A shocking video on Facebook by a local activist and nature photographer shows that fish farm blood infected with piscine orthoreovirus (PRV) is still flowing into Discovery Passage, two years after first being uncovered.
Tavish Campbell published a video on Tuesday, December 2nd, in which he dives underwater next to the infected blood, visibly spilling out into the ocean in the middle of Canada’s largest wild salmon migration route.
In the video, Campbell explains the blood flow was first discovered in 2017, but hasn’t stopped despite community pressure.
“2019 and the blood is still flowing,” Campbell says in the video. “Unbelievable.”
The pipe from which the bloody waste pours out is connected to Brown’s Bay Packing, an Atlantic salmon processing company located in Campbell River.
This year marked the lowest sockeye salmon return in history, with 90% fewer fish returning to the river than were forecast by Fisheries and Oceans Canada (DFO).
Campbell says the virus PRV is highly infectious and was most likely brought over via Atlantic Salmon eggs imported by the fish farm industry.
According to the official DFO website, all experimental exposures of the B.C. strain of PRV to Atlantic and Pacific salmon has failed to induce any disease.
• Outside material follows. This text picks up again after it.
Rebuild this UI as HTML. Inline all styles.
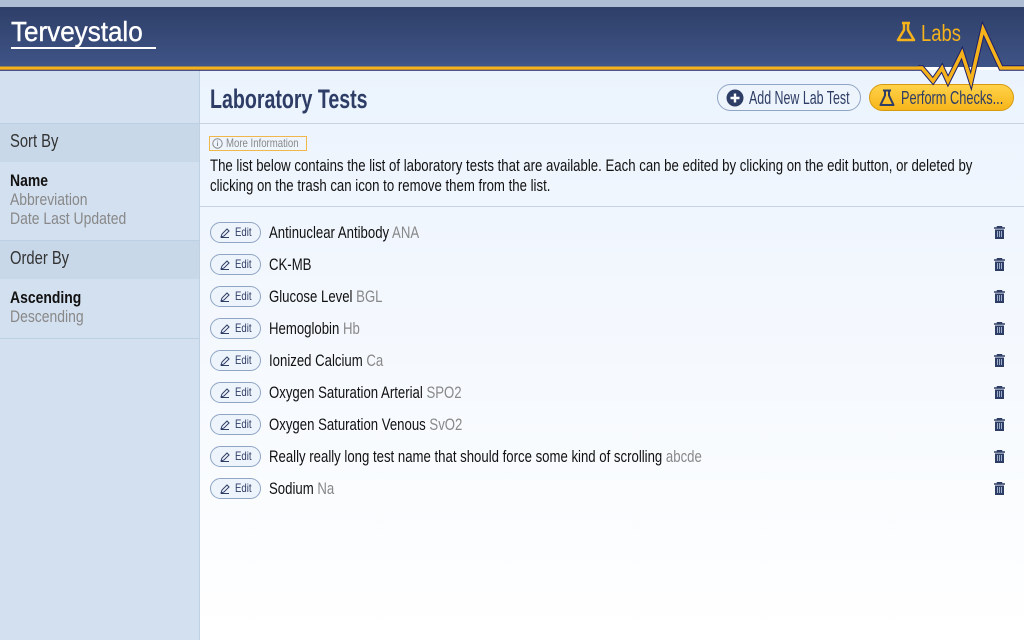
<!DOCTYPE html>
<html><head><meta charset="utf-8"><style>
*{margin:0;padding:0;box-sizing:border-box}
body{width:1024px;height:640px;overflow:hidden;font-family:"Liberation Sans",sans-serif;background:#fff;position:relative;color:#111}
.n{display:inline-block;transform-origin:left center;white-space:nowrap}
.top{position:absolute;left:0;top:0;width:1024px;height:7px;background:#aebdd3}
.hdr{position:absolute;left:0;top:7px;width:1024px;height:60px;background:linear-gradient(#2e3f68,#3f5487)}
.logo{position:absolute;left:11px;top:18px;color:#fff;font-size:28px;line-height:28px;white-space:nowrap;-webkit-text-stroke:0.4px #fff}
.logo .n{transform:scaleX(0.93)}
.logo:after{content:"";position:absolute;left:0;top:29px;width:145px;height:2px;background:#fff}
.labs{position:absolute;left:895px;top:20px;color:#f6b21b;font-size:23px;white-space:nowrap}
.side{position:absolute;left:0;top:70px;width:200px;height:570px;background:#d3e0ef;border-right:1px solid #bfd0e2}
.sh{position:absolute;left:0;width:199px;height:39px;background:#c8d8e8;border-top:1px solid #bcd0e3;font-size:18px;color:#333;padding:7px 10px;}
.sh .n,.opt .n{transform:scaleX(0.82)}
.opt{position:absolute;left:10px;font-size:17px;line-height:19px;color:#888}
.opt b{color:#111}
.main{position:absolute;left:200px;top:70px;width:824px;height:570px;background:linear-gradient(#ebf3fd,#fff)}
h1{position:absolute;left:10px;top:14px;font-size:27px;color:#2e3d66;font-weight:bold;white-space:nowrap}
h1 .n{transform:scaleX(0.726)}
.btn{position:absolute;top:14px;height:27px;border-radius:14px;font-size:18px;color:#2e3d66;padding:3px 0 0 31px;white-space:nowrap}
.hr1{position:absolute;left:0;top:53px;width:824px;border-top:1px solid #c5d3e4}
.hr2{position:absolute;left:0;top:136px;width:824px;border-top:1px solid #c5d3e4}
.more{position:absolute;left:9px;top:66px;width:98px;border:1px solid #f0b84a;font-size:12px;color:#888;padding:0 0 0 16px;height:15px;line-height:13px;white-space:nowrap}
.more .n{transform:scaleX(0.8)}
.desc{position:absolute;left:10px;top:86px;font-size:16.5px;line-height:20px;color:#111}
.desc .n{transform:scaleX(0.80)}
.edit{position:absolute;left:210px;width:51px;height:21px;border:1px solid #8fa5c4;border-radius:11px;font-size:12px;color:#2e3d66;padding-left:24px;line-height:19px;background:#eef4fc;white-space:nowrap}
.edit .n{transform:scaleX(0.8)}
.txt{position:absolute;left:269px;font-size:17px;line-height:22px}
.txt .n{transform:scaleX(0.775)}
.ab{color:#888}
.trash{position:absolute;left:994px;width:11px;height:13px}
</style></head><body>
<div class="top"></div>
<div class="hdr"></div>
<div class="logo"><span class="n">Terveystalo</span></div>
<div class="labs"><svg width="22" height="24" viewBox="0 0 22 24" style="vertical-align:-3px;margin-right:4px"><path d="M7 3h8M9 3v7L3 20h16L13 10V3" fill="none" stroke="#f6b21b" stroke-width="2.5" stroke-linejoin="round"/></svg><span class="n" style="transform:scaleX(0.8)">Labs</span></div>
<div class="side">
<div class="sh" style="top:53px"><span class="n">Sort By</span></div>
<div class="opt" style="top:101px"><b class="n">Name</b><br><span class="n">Abbreviation</span><br><span class="n">Date Last Updated</span></div>
<div class="sh" style="top:170px"><span class="n">Order By</span></div>
<div class="opt" style="top:218px"><b class="n">Ascending</b><br><span class="n">Descending</span></div>
<div style="position:absolute;top:268px;left:0;width:199px;border-top:1px solid #bcd0e3"></div>
</div>
<div class="main">
<h1><span class="n">Laboratory Tests</span></h1>
<div class="btn" style="left:517px;width:144px;border:1px solid #8fa5c4;background:#eef4fc"><svg width="18" height="18" viewBox="0 0 18 18" style="position:absolute;left:8px;top:4px"><circle cx="9" cy="9" r="8.5" fill="#2e3d66"/><path d="M9 4.5v9M4.5 9h9" stroke="#fff" stroke-width="2.4"/></svg><span class="n" style="transform:scaleX(0.69)">Add New Lab Test</span></div>
<div class="btn" style="left:669px;width:145px;border:1px solid #d69a10;background:linear-gradient(#ffd24a,#f7b519)"><svg width="16" height="18" viewBox="0 0 16 18" style="position:absolute;left:9px;top:4px"><path d="M4 1.5h8M6 1.5v5L1.5 16h13L10 6.5v-5" fill="none" stroke="#2e3d66" stroke-width="2" stroke-linejoin="round"/></svg><span class="n" style="transform:scaleX(0.71)">Perform Checks...</span></div>
<div class="hr1"></div>
<div class="more"><svg width="11" height="11" viewBox="0 0 11 11" style="position:absolute;left:2px;top:1px"><circle cx="5.5" cy="5.5" r="4.7" fill="none" stroke="#888"/><path d="M5.5 4.5v3.5M5.5 2.6v1" stroke="#888"/></svg><span class="n">More Information</span></div>
<div class="desc"><span class="n">The list below contains the list of laboratory tests that are available. Each can be edited by clicking on the edit button, or deleted by</span><br><span class="n">clicking on the trash can icon to remove them from the list.</span></div>
<div class="hr2"></div>
</div>

<div class="edit" style="top:222px"><svg width="12" height="12" viewBox="0 0 12 12" style="position:absolute;left:8px;top:4px"><path d="M2 10l1-3 5-5 2 2-5 5zM2 10.5h8" fill="none" stroke="#2e3d66"/></svg><span class="n">Edit</span></div>
<div class="txt" style="top:222px"><span class="n">Antinuclear Antibody <span class="ab">ANA</span></span></div>
<div class="edit" style="top:254px"><svg width="12" height="12" viewBox="0 0 12 12" style="position:absolute;left:8px;top:4px"><path d="M2 10l1-3 5-5 2 2-5 5zM2 10.5h8" fill="none" stroke="#2e3d66"/></svg><span class="n">Edit</span></div>
<div class="txt" style="top:254px"><span class="n">CK-MB</span></div>
<div class="edit" style="top:286px"><svg width="12" height="12" viewBox="0 0 12 12" style="position:absolute;left:8px;top:4px"><path d="M2 10l1-3 5-5 2 2-5 5zM2 10.5h8" fill="none" stroke="#2e3d66"/></svg><span class="n">Edit</span></div>
<div class="txt" style="top:286px"><span class="n">Glucose Level <span class="ab">BGL</span></span></div>
<div class="edit" style="top:318px"><svg width="12" height="12" viewBox="0 0 12 12" style="position:absolute;left:8px;top:4px"><path d="M2 10l1-3 5-5 2 2-5 5zM2 10.5h8" fill="none" stroke="#2e3d66"/></svg><span class="n">Edit</span></div>
<div class="txt" style="top:318px"><span class="n">Hemoglobin <span class="ab">Hb</span></span></div>
<div class="edit" style="top:350px"><svg width="12" height="12" viewBox="0 0 12 12" style="position:absolute;left:8px;top:4px"><path d="M2 10l1-3 5-5 2 2-5 5zM2 10.5h8" fill="none" stroke="#2e3d66"/></svg><span class="n">Edit</span></div>
<div class="txt" style="top:350px"><span class="n">Ionized Calcium <span class="ab">Ca</span></span></div>
<div class="edit" style="top:382px"><svg width="12" height="12" viewBox="0 0 12 12" style="position:absolute;left:8px;top:4px"><path d="M2 10l1-3 5-5 2 2-5 5zM2 10.5h8" fill="none" stroke="#2e3d66"/></svg><span class="n">Edit</span></div>
<div class="txt" style="top:382px"><span class="n">Oxygen Saturation Arterial <span class="ab">SPO2</span></span></div>
<div class="edit" style="top:414px"><svg width="12" height="12" viewBox="0 0 12 12" style="position:absolute;left:8px;top:4px"><path d="M2 10l1-3 5-5 2 2-5 5zM2 10.5h8" fill="none" stroke="#2e3d66"/></svg><span class="n">Edit</span></div>
<div class="txt" style="top:414px"><span class="n">Oxygen Saturation Venous <span class="ab">SvO2</span></span></div>
<div class="edit" style="top:446px"><svg width="12" height="12" viewBox="0 0 12 12" style="position:absolute;left:8px;top:4px"><path d="M2 10l1-3 5-5 2 2-5 5zM2 10.5h8" fill="none" stroke="#2e3d66"/></svg><span class="n">Edit</span></div>
<div class="txt" style="top:446px"><span class="n">Really really long test name that should force some kind of scrolling <span class="ab">abcde</span></span></div>
<div class="edit" style="top:478px"><svg width="12" height="12" viewBox="0 0 12 12" style="position:absolute;left:8px;top:4px"><path d="M2 10l1-3 5-5 2 2-5 5zM2 10.5h8" fill="none" stroke="#2e3d66"/></svg><span class="n">Edit</span></div>
<div class="txt" style="top:478px"><span class="n">Sodium <span class="ab">Na</span></span></div>

<svg class="trash" style="top:226px" viewBox="0 0 11 13"><path d="M0 2h11M3.5 2V0.5h4V2" fill="none" stroke="#2e3d66" stroke-width="1.5"/><rect x="1" y="3.5" width="9" height="9.5" fill="#2e3d66"/><path d="M3.5 5v6M5.5 5v6M7.5 5v6" stroke="#9fb0cc"/></svg>
<svg class="trash" style="top:258px" viewBox="0 0 11 13"><path d="M0 2h11M3.5 2V0.5h4V2" fill="none" stroke="#2e3d66" stroke-width="1.5"/><rect x="1" y="3.5" width="9" height="9.5" fill="#2e3d66"/><path d="M3.5 5v6M5.5 5v6M7.5 5v6" stroke="#9fb0cc"/></svg>
<svg class="trash" style="top:290px" viewBox="0 0 11 13"><path d="M0 2h11M3.5 2V0.5h4V2" fill="none" stroke="#2e3d66" stroke-width="1.5"/><rect x="1" y="3.5" width="9" height="9.5" fill="#2e3d66"/><path d="M3.5 5v6M5.5 5v6M7.5 5v6" stroke="#9fb0cc"/></svg>
<svg class="trash" style="top:322px" viewBox="0 0 11 13"><path d="M0 2h11M3.5 2V0.5h4V2" fill="none" stroke="#2e3d66" stroke-width="1.5"/><rect x="1" y="3.5" width="9" height="9.5" fill="#2e3d66"/><path d="M3.5 5v6M5.5 5v6M7.5 5v6" stroke="#9fb0cc"/></svg>
<svg class="trash" style="top:354px" viewBox="0 0 11 13"><path d="M0 2h11M3.5 2V0.5h4V2" fill="none" stroke="#2e3d66" stroke-width="1.5"/><rect x="1" y="3.5" width="9" height="9.5" fill="#2e3d66"/><path d="M3.5 5v6M5.5 5v6M7.5 5v6" stroke="#9fb0cc"/></svg>
<svg class="trash" style="top:386px" viewBox="0 0 11 13"><path d="M0 2h11M3.5 2V0.5h4V2" fill="none" stroke="#2e3d66" stroke-width="1.5"/><rect x="1" y="3.5" width="9" height="9.5" fill="#2e3d66"/><path d="M3.5 5v6M5.5 5v6M7.5 5v6" stroke="#9fb0cc"/></svg>
<svg class="trash" style="top:418px" viewBox="0 0 11 13"><path d="M0 2h11M3.5 2V0.5h4V2" fill="none" stroke="#2e3d66" stroke-width="1.5"/><rect x="1" y="3.5" width="9" height="9.5" fill="#2e3d66"/><path d="M3.5 5v6M5.5 5v6M7.5 5v6" stroke="#9fb0cc"/></svg>
<svg class="trash" style="top:450px" viewBox="0 0 11 13"><path d="M0 2h11M3.5 2V0.5h4V2" fill="none" stroke="#2e3d66" stroke-width="1.5"/><rect x="1" y="3.5" width="9" height="9.5" fill="#2e3d66"/><path d="M3.5 5v6M5.5 5v6M7.5 5v6" stroke="#9fb0cc"/></svg>
<svg class="trash" style="top:482px" viewBox="0 0 11 13"><path d="M0 2h11M3.5 2V0.5h4V2" fill="none" stroke="#2e3d66" stroke-width="1.5"/><rect x="1" y="3.5" width="9" height="9.5" fill="#2e3d66"/><path d="M3.5 5v6M5.5 5v6M7.5 5v6" stroke="#9fb0cc"/></svg>

<svg style="position:absolute;left:0;top:0" width="1024" height="100" viewBox="0 0 1024 100">
<path d="M0 68H922L933 81 942 68 948 81 962 53 971 81 983 29 1001 68H1024" fill="none" stroke="#1d1f6a" stroke-width="5.5" stroke-linejoin="miter"/>
<path d="M0 68H922L933 81 942 68 948 81 962 53 971 81 983 29 1001 68H1024" fill="none" stroke="#f6b21b" stroke-width="3.5" stroke-linejoin="miter"/>
<rect x="0" y="63" width="918" height="3.5" fill="#3f5487"/>
</svg>
</body></html>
Activists, however, claim the virus ruptures the red blood cells of salmon and leads to jaundice and organ failure.
The DFO began testing for the disease at B.C. fish farms in June 2019, after a federal court judge ruled the department had to revise its no-test-required policy in February.
In September 2019, Prime Minister Justin Trudeau pledged to move all aquaculture in the province of British Columbia away from open fish farms and towards closed containment by 2025.